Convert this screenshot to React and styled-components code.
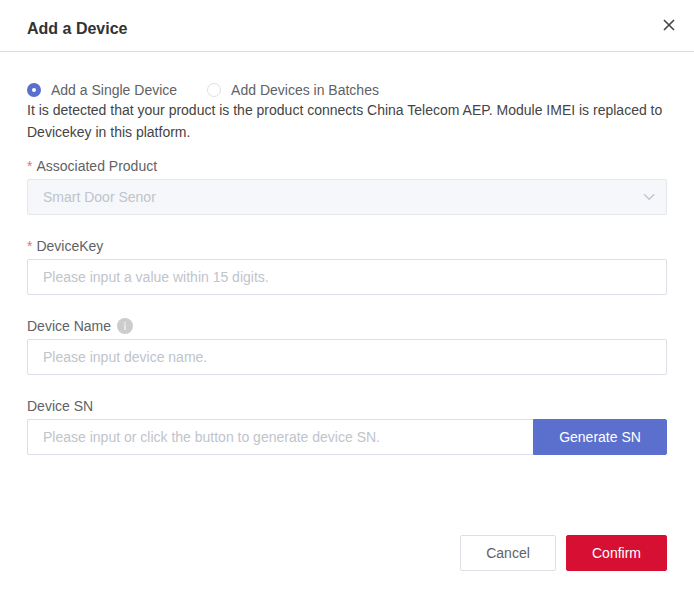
import React, { useState } from "react";
import styled, { createGlobalStyle } from "styled-components";

const GlobalStyle = createGlobalStyle`
  * { box-sizing: border-box; }
  body {
    margin: 0;
    background: #fff;
    font-family: "Liberation Sans", Arial, sans-serif;
    font-size: 14px;
    color: #606266;
  }
  button, input { font: inherit; }
`;

const Dialog = styled.div`
  display: flex;
  flex-direction: column;
  width: 694px;
  height: 597px;
  background: #fff;
`;

const Header = styled.header`
  display: flex;
  align-items: flex-start;
  justify-content: space-between;
  height: 52px;
  padding: 19px 19px 0 27px;
  border-bottom: 1px solid #dcdcdc;
`;

const Title = styled.h1`
  margin: 0;
  font-size: 16px;
  line-height: 20px;
  font-weight: 700;
  color: #333;
`;

const CloseButton = styled.button`
  display: flex;
  padding: 0;
  border: 0;
  background: none;
  color: #444;
  cursor: pointer;
`;

const Body = styled.main`
  flex: 1;
  padding: 29px 27px 0;
`;

const RadioGroup = styled.div`
  display: flex;
  gap: 30px;
  height: 18px;
`;

const Radio = styled.label`
  display: flex;
  align-items: center;
  gap: 10px;
  line-height: 16px;
  cursor: pointer;
`;

const RadioInput = styled.input`
  appearance: none;
  width: 14px;
  height: 14px;
  margin: 0;
  border: 1px solid #dcdfe6;
  border-radius: 50%;
  background: #fff;
  &:checked {
    border: 5px solid #5b6fcd;
  }
`;

const Notice = styled.p`
  margin: 0 0 10px;
  line-height: 22px;
  color: #444;
`;

const Field = styled.div`
  margin-bottom: 18px;
`;

const Label = styled.label`
  display: flex;
  align-items: center;
  height: 26px;
  line-height: 26px;
`;

const Required = styled.span`
  margin-right: 4px;
  color: #f56c6c;
`;

const InfoIcon = styled.svg`
  margin-left: 6px;
`;

const Control = styled.div`
  display: flex;
  height: 36px;
`;

const TextInput = styled.input`
  flex: 1;
  min-width: 0;
  padding: 0 15px;
  border: 1px solid #dcdfe6;
  border-right-width: ${(p) => (p.$joined ? 0 : "1px")};
  border-radius: ${(p) => (p.$joined ? "2px 0 0 2px" : "2px")};
  color: #606266;
  outline: none;
  &::placeholder {
    color: #c0c4cc;
    opacity: 1;
  }
`;

const Select = styled.div`
  display: flex;
  flex: 1;
  align-items: center;
  justify-content: space-between;
  padding: 0 10px 0 15px;
  border: 1px solid #e4e7ed;
  border-radius: 2px;
  background: #f5f7fa;
  color: #c0c4cc;
`;

const Button = styled.button`
  width: ${(p) => p.$width};
  height: 36px;
  padding: 0;
  border: 1px solid ${(p) => p.$border || p.$fill};
  border-radius: ${(p) => (p.$joined ? "0 2px 2px 0" : "2px")};
  background: ${(p) => p.$fill};
  color: ${(p) => p.$color || "#fff"};
  cursor: pointer;
`;

const Footer = styled.footer`
  display: flex;
  justify-content: flex-end;
  gap: 10px;
  padding: 0 27px 26px;
`;

export default function App() {
  const [mode, setMode] = useState("single");
  return (
    <>
      <GlobalStyle />
      <Dialog>
        <Header>
          <Title>Add a Device</Title>
          <CloseButton aria-label="Close">
            <svg width="12" height="12" viewBox="0 0 12 12" fill="none" stroke="currentColor" strokeWidth="1.6">
              <path d="M1 1 11 11M11 1 1 11" />
            </svg>
          </CloseButton>
        </Header>
        <Body>
          <RadioGroup>
            <Radio>
              <RadioInput type="radio" name="mode" checked={mode === "single"} onChange={() => setMode("single")} />
              Add a Single Device
            </Radio>
            <Radio>
              <RadioInput type="radio" name="mode" checked={mode === "batch"} onChange={() => setMode("batch")} />
              Add Devices in Batches
            </Radio>
          </RadioGroup>
          <Notice>
            It is detected that your product is the product connects China Telecom AEP. Module IMEI is replaced to
            Devicekey in this platform.
          </Notice>
          <Field>
            <Label><Required>*</Required>Associated Product</Label>
            <Control>
              <Select>
                Smart Door Senor
                <svg width="14" height="14" viewBox="0 0 14 14" fill="none" stroke="currentColor" strokeWidth="1.3">
                  <path d="M2.2 4.3 7.2 9.3 12.2 4.3" />
                </svg>
              </Select>
            </Control>
          </Field>
          <Field>
            <Label htmlFor="key"><Required>*</Required>DeviceKey</Label>
            <Control>
              <TextInput id="key" placeholder="Please input a value within 15 digits." />
            </Control>
          </Field>
          <Field>
            <Label htmlFor="name">
              Device Name
              <InfoIcon width="16" height="16" viewBox="0 0 16 16">
                <circle cx="8" cy="8" r="8" fill="#ccc" />
                <path d="M7.3 4h1.4v1.4H7.3zM7.3 6.4h1.4V12H7.3z" fill="#f2f2f2" />
              </InfoIcon>
            </Label>
            <Control>
              <TextInput id="name" placeholder="Please input device name." />
            </Control>
          </Field>
          <Field>
            <Label htmlFor="sn">Device SN</Label>
            <Control>
              <TextInput id="sn" $joined placeholder="Please input or click the button to generate device SN." />
              <Button $width="134px" $fill="#5b6fcd" $joined>Generate SN</Button>
            </Control>
          </Field>
        </Body>
        <Footer>
          <Button $width="96px" $fill="#fff" $border="#dcdfe6" $color="#606266">Cancel</Button>
          <Button $width="101px" $fill="#d70f32">Confirm</Button>
        </Footer>
      </Dialog>
    </>
  );
}
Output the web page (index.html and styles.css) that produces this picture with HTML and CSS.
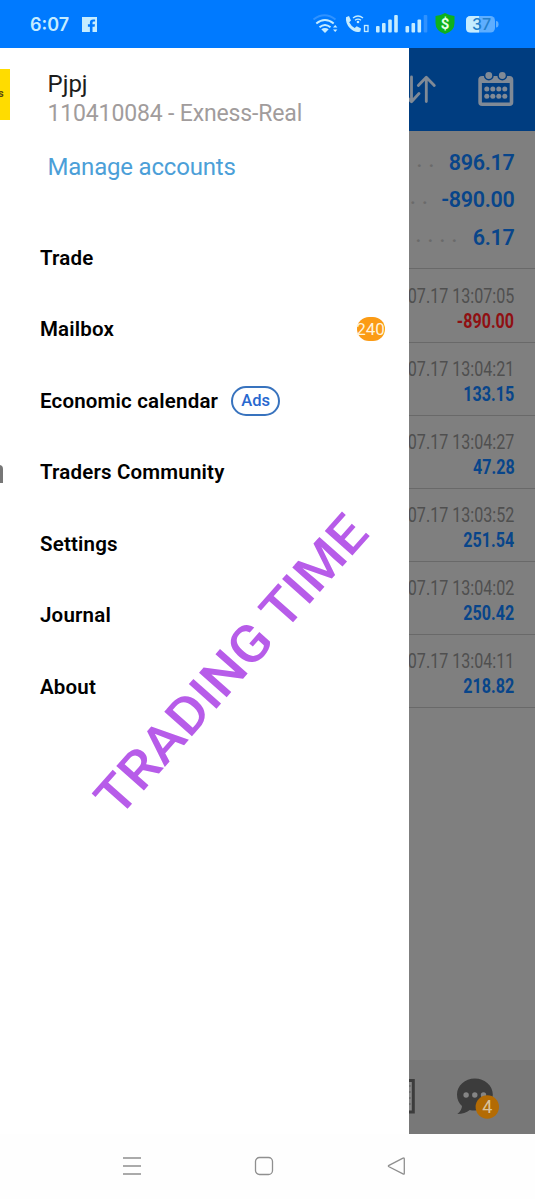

········

Above are records to transcribe exactly; leave their pictures out.

Convert this screenshot to React and styled-components code.
import React, { useState } from "react";
import styled, { createGlobalStyle } from "styled-components";

const GlobalStyle = createGlobalStyle`
  * { box-sizing: border-box; }
  body {
    margin: 0;
    background: #fff;
    font-family: "Liberation Sans", Arial, sans-serif;
    font-size: 14px;
    color: #606266;
  }
  button, input { font: inherit; }
`;

const Dialog = styled.div`
  display: flex;
  flex-direction: column;
  width: 694px;
  height: 597px;
  background: #fff;
`;

const Header = styled.header`
  display: flex;
  align-items: flex-start;
  justify-content: space-between;
  height: 52px;
  padding: 19px 19px 0 27px;
  border-bottom: 1px solid #dcdcdc;
`;

const Title = styled.h1`
  margin: 0;
  font-size: 16px;
  line-height: 20px;
  font-weight: 700;
  color: #333;
`;

const CloseButton = styled.button`
  display: flex;
  padding: 0;
  border: 0;
  background: none;
  color: #444;
  cursor: pointer;
`;

const Body = styled.main`
  flex: 1;
  padding: 29px 27px 0;
`;

const RadioGroup = styled.div`
  display: flex;
  gap: 30px;
  height: 18px;
`;

const Radio = styled.label`
  display: flex;
  align-items: center;
  gap: 10px;
  line-height: 16px;
  cursor: pointer;
`;

const RadioInput = styled.input`
  appearance: none;
  width: 14px;
  height: 14px;
  margin: 0;
  border: 1px solid #dcdfe6;
  border-radius: 50%;
  background: #fff;
  &:checked {
    border: 5px solid #5b6fcd;
  }
`;

const Notice = styled.p`
  margin: 0 0 10px;
  line-height: 22px;
  color: #444;
`;

const Field = styled.div`
  margin-bottom: 18px;
`;

const Label = styled.label`
  display: flex;
  align-items: center;
  height: 26px;
  line-height: 26px;
`;

const Required = styled.span`
  margin-right: 4px;
  color: #f56c6c;
`;

const InfoIcon = styled.svg`
  margin-left: 6px;
`;

const Control = styled.div`
  display: flex;
  height: 36px;
`;

const TextInput = styled.input`
  flex: 1;
  min-width: 0;
  padding: 0 15px;
  border: 1px solid #dcdfe6;
  border-right-width: ${(p) => (p.$joined ? 0 : "1px")};
  border-radius: ${(p) => (p.$joined ? "2px 0 0 2px" : "2px")};
  color: #606266;
  outline: none;
  &::placeholder {
    color: #c0c4cc;
    opacity: 1;
  }
`;

const Select = styled.div`
  display: flex;
  flex: 1;
  align-items: center;
  justify-content: space-between;
  padding: 0 10px 0 15px;
  border: 1px solid #e4e7ed;
  border-radius: 2px;
  background: #f5f7fa;
  color: #c0c4cc;
`;

const Button = styled.button`
  width: ${(p) => p.$width};
  height: 36px;
  padding: 0;
  border: 1px solid ${(p) => p.$border || p.$fill};
  border-radius: ${(p) => (p.$joined ? "0 2px 2px 0" : "2px")};
  background: ${(p) => p.$fill};
  color: ${(p) => p.$color || "#fff"};
  cursor: pointer;
`;

const Footer = styled.footer`
  display: flex;
  justify-content: flex-end;
  gap: 10px;
  padding: 0 27px 26px;
`;

export default function App() {
  const [mode, setMode] = useState("single");
  return (
    <>
      <GlobalStyle />
      <Dialog>
        <Header>
          <Title>Add a Device</Title>
          <CloseButton aria-label="Close">
            <svg width="12" height="12" viewBox="0 0 12 12" fill="none" stroke="currentColor" strokeWidth="1.6">
              <path d="M1 1 11 11M11 1 1 11" />
            </svg>
          </CloseButton>
        </Header>
        <Body>
          <RadioGroup>
            <Radio>
              <RadioInput type="radio" name="mode" checked={mode === "single"} onChange={() => setMode("single")} />
              Add a Single Device
            </Radio>
            <Radio>
              <RadioInput type="radio" name="mode" checked={mode === "batch"} onChange={() => setMode("batch")} />
              Add Devices in Batches
            </Radio>
          </RadioGroup>
          <Notice>
            It is detected that your product is the product connects China Telecom AEP. Module IMEI is replaced to
            Devicekey in this platform.
          </Notice>
          <Field>
            <Label><Required>*</Required>Associated Product</Label>
            <Control>
              <Select>
                Smart Door Senor
                <svg width="14" height="14" viewBox="0 0 14 14" fill="none" stroke="currentColor" strokeWidth="1.3">
                  <path d="M2.2 4.3 7.2 9.3 12.2 4.3" />
                </svg>
              </Select>
            </Control>
          </Field>
          <Field>
            <Label htmlFor="key"><Required>*</Required>DeviceKey</Label>
            <Control>
              <TextInput id="key" placeholder="Please input a value within 15 digits." />
            </Control>
          </Field>
          <Field>
            <Label htmlFor="name">
              Device Name
              <InfoIcon width="16" height="16" viewBox="0 0 16 16">
                <circle cx="8" cy="8" r="8" fill="#ccc" />
                <path d="M7.3 4h1.4v1.4H7.3zM7.3 6.4h1.4V12H7.3z" fill="#f2f2f2" />
              </InfoIcon>
            </Label>
            <Control>
              <TextInput id="name" placeholder="Please input device name." />
            </Control>
          </Field>
          <Field>
            <Label htmlFor="sn">Device SN</Label>
            <Control>
              <TextInput id="sn" $joined placeholder="Please input or click the button to generate device SN." />
              <Button $width="134px" $fill="#5b6fcd" $joined>Generate SN</Button>
            </Control>
          </Field>
        </Body>
        <Footer>
          <Button $width="96px" $fill="#fff" $border="#dcdfe6" $color="#606266">Cancel</Button>
          <Button $width="101px" $fill="#d70f32">Confirm</Button>
        </Footer>
      </Dialog>
    </>
  );
}
Output the web page (index.html and styles.css) that produces this picture with HTML and CSS.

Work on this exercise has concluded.